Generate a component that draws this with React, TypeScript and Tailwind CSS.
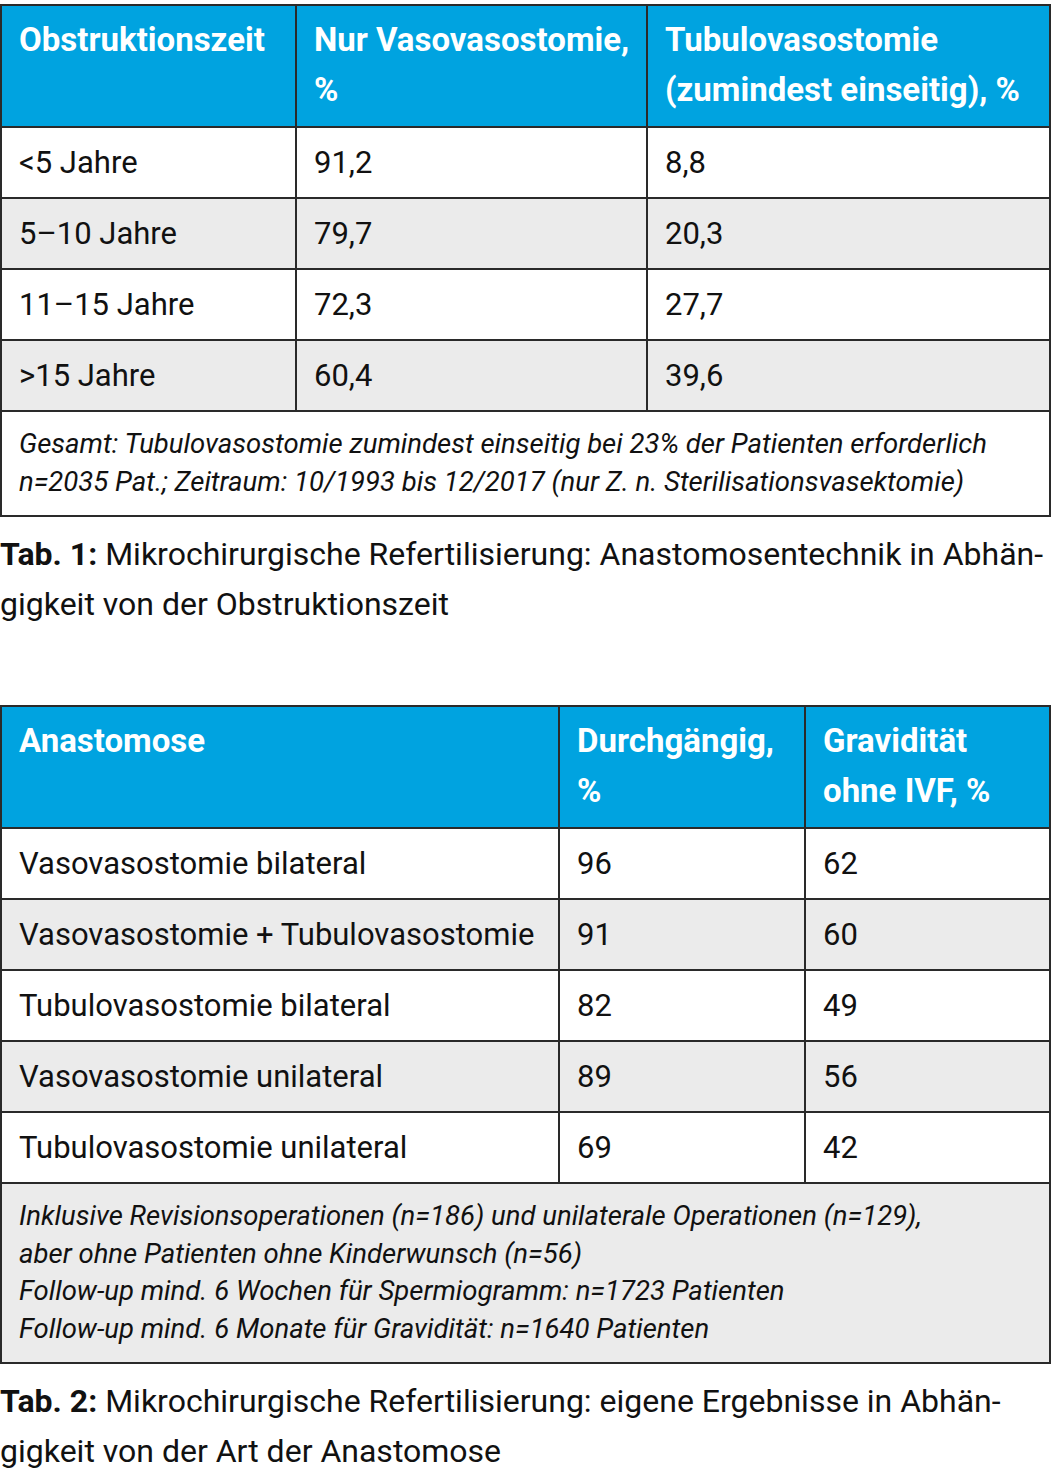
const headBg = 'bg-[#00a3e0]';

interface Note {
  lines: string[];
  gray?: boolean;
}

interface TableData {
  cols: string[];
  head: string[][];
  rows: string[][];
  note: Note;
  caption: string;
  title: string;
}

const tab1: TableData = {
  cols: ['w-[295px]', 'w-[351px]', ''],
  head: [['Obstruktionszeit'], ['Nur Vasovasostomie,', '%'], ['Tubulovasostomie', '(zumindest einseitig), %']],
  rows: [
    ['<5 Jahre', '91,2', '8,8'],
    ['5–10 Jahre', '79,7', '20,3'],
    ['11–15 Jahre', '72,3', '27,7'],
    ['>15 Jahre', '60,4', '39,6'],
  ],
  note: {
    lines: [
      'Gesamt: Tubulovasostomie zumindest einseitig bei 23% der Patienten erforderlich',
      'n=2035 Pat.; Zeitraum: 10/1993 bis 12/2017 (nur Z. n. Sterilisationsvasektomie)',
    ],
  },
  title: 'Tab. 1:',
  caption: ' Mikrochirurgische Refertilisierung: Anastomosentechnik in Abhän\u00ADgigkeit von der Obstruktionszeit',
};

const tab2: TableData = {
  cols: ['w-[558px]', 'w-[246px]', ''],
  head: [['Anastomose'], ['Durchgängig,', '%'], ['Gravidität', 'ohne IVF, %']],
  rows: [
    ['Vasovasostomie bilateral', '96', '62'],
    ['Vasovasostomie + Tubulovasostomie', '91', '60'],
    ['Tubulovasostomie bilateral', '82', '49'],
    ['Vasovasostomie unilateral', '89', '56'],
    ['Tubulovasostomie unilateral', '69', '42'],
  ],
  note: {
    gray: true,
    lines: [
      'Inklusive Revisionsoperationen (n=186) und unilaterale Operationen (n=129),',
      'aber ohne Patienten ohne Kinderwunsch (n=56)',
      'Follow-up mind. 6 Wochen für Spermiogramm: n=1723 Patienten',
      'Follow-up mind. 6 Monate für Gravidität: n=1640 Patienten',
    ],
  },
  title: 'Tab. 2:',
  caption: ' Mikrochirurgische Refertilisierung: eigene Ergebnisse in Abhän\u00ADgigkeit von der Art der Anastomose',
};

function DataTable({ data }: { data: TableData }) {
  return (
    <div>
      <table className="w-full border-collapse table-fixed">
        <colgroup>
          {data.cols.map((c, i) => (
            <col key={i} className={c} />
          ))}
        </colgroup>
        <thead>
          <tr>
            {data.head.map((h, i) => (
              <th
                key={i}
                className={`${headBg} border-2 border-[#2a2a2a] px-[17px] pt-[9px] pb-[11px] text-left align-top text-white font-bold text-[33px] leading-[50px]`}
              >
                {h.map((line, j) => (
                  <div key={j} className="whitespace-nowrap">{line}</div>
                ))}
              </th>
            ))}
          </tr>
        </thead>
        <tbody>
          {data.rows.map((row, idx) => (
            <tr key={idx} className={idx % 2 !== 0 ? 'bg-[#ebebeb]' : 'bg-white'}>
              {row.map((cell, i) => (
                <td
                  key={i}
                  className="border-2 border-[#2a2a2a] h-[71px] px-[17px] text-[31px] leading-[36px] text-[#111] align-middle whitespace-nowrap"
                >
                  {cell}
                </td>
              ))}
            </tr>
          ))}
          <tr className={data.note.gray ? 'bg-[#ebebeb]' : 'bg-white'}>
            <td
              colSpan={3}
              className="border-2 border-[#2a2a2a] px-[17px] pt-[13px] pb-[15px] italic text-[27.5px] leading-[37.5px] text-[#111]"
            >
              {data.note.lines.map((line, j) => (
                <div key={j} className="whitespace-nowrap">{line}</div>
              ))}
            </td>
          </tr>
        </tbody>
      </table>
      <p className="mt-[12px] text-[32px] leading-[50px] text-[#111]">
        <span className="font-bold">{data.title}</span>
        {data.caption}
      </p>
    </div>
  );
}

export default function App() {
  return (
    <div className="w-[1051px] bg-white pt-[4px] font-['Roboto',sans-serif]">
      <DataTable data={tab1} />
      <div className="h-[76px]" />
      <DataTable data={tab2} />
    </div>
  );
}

################

Exercise goal => Take the listing above and restate it word for word, without its pictures.

Response to the task =>
Generate a component that draws this with React, TypeScript and Tailwind CSS.
const headBg = 'bg-[#00a3e0]';

interface Note {
  lines: string[];
  gray?: boolean;
}

interface TableData {
  cols: string[];
  head: string[][];
  rows: string[][];
  note: Note;
  caption: string;
  title: string;
}

const tab1: TableData = {
  cols: ['w-[295px]', 'w-[351px]', ''],
  head: [['Obstruktionszeit'], ['Nur Vasovasostomie,', '%'], ['Tubulovasostomie', '(zumindest einseitig), %']],
  rows: [
    ['<5 Jahre', '91,2', '8,8'],
    ['5–10 Jahre', '79,7', '20,3'],
    ['11–15 Jahre', '72,3', '27,7'],
    ['>15 Jahre', '60,4', '39,6'],
  ],
  note: {
    lines: [
      'Gesamt: Tubulovasostomie zumindest einseitig bei 23% der Patienten erforderlich',
      'n=2035 Pat.; Zeitraum: 10/1993 bis 12/2017 (nur Z. n. Sterilisationsvasektomie)',
    ],
  },
  title: 'Tab. 1:',
  caption: ' Mikrochirurgische Refertilisierung: Anastomosentechnik in Abhän\u00ADgigkeit von der Obstruktionszeit',
};

const tab2: TableData = {
  cols: ['w-[558px]', 'w-[246px]', ''],
  head: [['Anastomose'], ['Durchgängig,', '%'], ['Gravidität', 'ohne IVF, %']],
  rows: [
    ['Vasovasostomie bilateral', '96', '62'],
    ['Vasovasostomie + Tubulovasostomie', '91', '60'],
    ['Tubulovasostomie bilateral', '82', '49'],
    ['Vasovasostomie unilateral', '89', '56'],
    ['Tubulovasostomie unilateral', '69', '42'],
  ],
  note: {
    gray: true,
    lines: [
      'Inklusive Revisionsoperationen (n=186) und unilaterale Operationen (n=129),',
      'aber ohne Patienten ohne Kinderwunsch (n=56)',
      'Follow-up mind. 6 Wochen für Spermiogramm: n=1723 Patienten',
      'Follow-up mind. 6 Monate für Gravidität: n=1640 Patienten',
    ],
  },
  title: 'Tab. 2:',
  caption: ' Mikrochirurgische Refertilisierung: eigene Ergebnisse in Abhän\u00ADgigkeit von der Art der Anastomose',
};

function DataTable({ data }: { data: TableData }) {
  return (
    <div>
      <table className="w-full border-collapse table-fixed">
        <colgroup>
          {data.cols.map((c, i) => (
            <col key={i} className={c} />
          ))}
        </colgroup>
        <thead>
          <tr>
            {data.head.map((h, i) => (
              <th
                key={i}
                className={`${headBg} border-2 border-[#2a2a2a] px-[17px] pt-[9px] pb-[11px] text-left align-top text-white font-bold text-[33px] leading-[50px]`}
              >
                {h.map((line, j) => (
                  <div key={j} className="whitespace-nowrap">{line}</div>
                ))}
              </th>
            ))}
          </tr>
        </thead>
        <tbody>
          {data.rows.map((row, idx) => (
            <tr key={idx} className={idx % 2 !== 0 ? 'bg-[#ebebeb]' : 'bg-white'}>
              {row.map((cell, i) => (
                <td
                  key={i}
                  className="border-2 border-[#2a2a2a] h-[71px] px-[17px] text-[31px] leading-[36px] text-[#111] align-middle whitespace-nowrap"
                >
                  {cell}
                </td>
              ))}
            </tr>
          ))}
          <tr className={data.note.gray ? 'bg-[#ebebeb]' : 'bg-white'}>
            <td
              colSpan={3}
              className="border-2 border-[#2a2a2a] px-[17px] pt-[13px] pb-[15px] italic text-[27.5px] leading-[37.5px] text-[#111]"
            >
              {data.note.lines.map((line, j) => (
                <div key={j} className="whitespace-nowrap">{line}</div>
              ))}
            </td>
          </tr>
        </tbody>
      </table>
      <p className="mt-[12px] text-[32px] leading-[50px] text-[#111]">
        <span className="font-bold">{data.title}</span>
        {data.caption}
      </p>
    </div>
  );
}

export default function App() {
  return (
    <div className="w-[1051px] bg-white pt-[4px] font-['Roboto',sans-serif]">
      <DataTable data={tab1} />
      <div className="h-[76px]" />
      <DataTable data={tab2} />
    </div>
  );
}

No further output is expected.